Rainbow skink female
I photographed the fantastically coloured male Rainbow Skink in full breeding regalia, with his striped female who is equally striking in black and white with her electric blue tail. It's a perfect environment for them there, with lots of flat rocks to hide under and no doubt insects aplenty. A male Agama lizard was up there too, displaying at us, bobbing his head up and down and looking at us with great mistrust. When he realised he could not intimidate us, he seemed to give up and quite happily continued his insect-foraging.
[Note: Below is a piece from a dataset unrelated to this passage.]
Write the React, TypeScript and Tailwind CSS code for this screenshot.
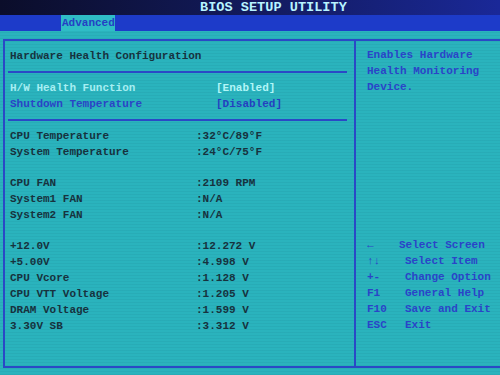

Well-camouflaged baby Puff Adder
We passed a baby Puff Adder on the path – one of Africa’s deadliest snakes. It’s that time of year – with the rain, all the “nasties” come out. We’ve had legions of scorpions in the house over the past few nights. Through the many dry months, we never see them, but as soon as it rains, out they all come. Growing up in the bush in Africa, you learn as a child to watch where you walk, and to always turn on the lights if you get up at night (no padding barefoot across the floor) – just like elsewhere, you learn to look left and right before crossing the road. When you grow up with it, it just becomes second nature.

We heard hyena last night (and saw its tracks on the path too, near the Puff Adder) and tonight the lions are roaring. Can you believe it, we also heard a dog barking! This may not sound strange, but when you consider the fact that we are several miles away from the nearest homestead or village, it is not to be expected. The problem of feral dogs is something that is spreading across East Africa’s national parks – where once domestic dogs have now run wild – just like the dingoes in Australia, I suppose. How the dogs survive with the lions and leopards around, I don’t know – the sound of a barking dog is like a dinner bell to a leopard.